Abstract:
Breast cancer is the most common type of cancer diagnosed in women
throughout the world. It can occur at any age in women’s lives, but the risk increased
with the age. In 2020 around 2.3millions of women are diagnosed with breast cancer
and among them, around 0.68 million died globally. There are two types of breast
cancer tumors: benign and malignant. Diagnosing breast cancer is kind of tough due
to the compound nature of the breast cancer cells. However, the treatments for breast
cancer are very effective when the disease is diagnosed at an early stage.
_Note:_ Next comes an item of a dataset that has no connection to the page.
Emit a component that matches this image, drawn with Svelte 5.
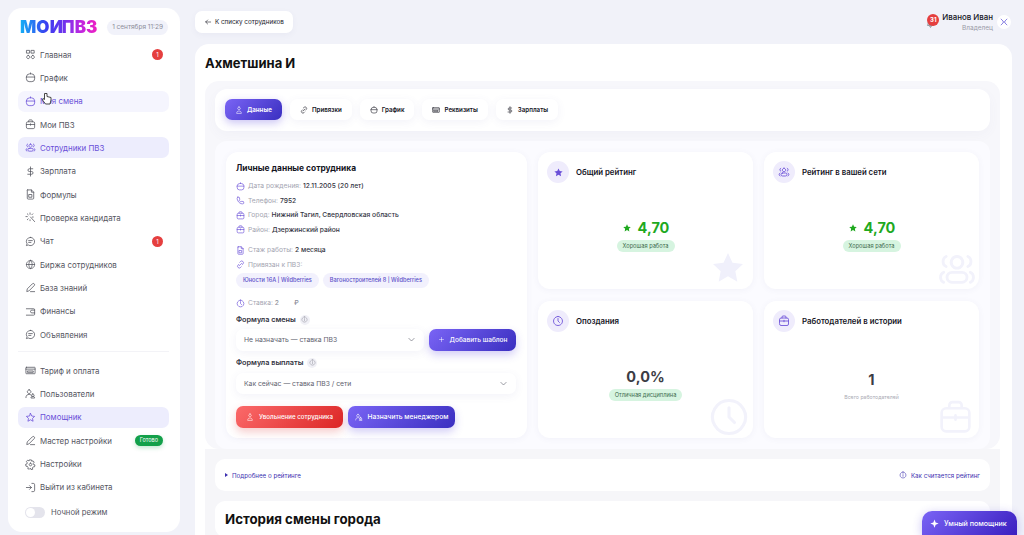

In this study
seven machine learning algorithms are used: Logistic Regression (LR), Linear
Discriminant Analysis (LDA), K-Nearest Neighbor (KNN), Gaussian Naïve Bayes
(GN), Decision Tree Classifier (C4.5), Support Vector Classifier (SVC) and Random
Forest (RF) on Wisconsin Breast Cancer Dataset (WBCD) collected from UCI
repository for classifying the tumors into benign and malignant. This analysis is carried
out in two parts without removing the outliers from the dataset and after removing the
outliers from the dataset. Based on the analysis without removing the outliers SVC
outperforms other classifiers with 97.82% accuracy. After removing the outliers RF
gives the highest accuracy of 96.18%.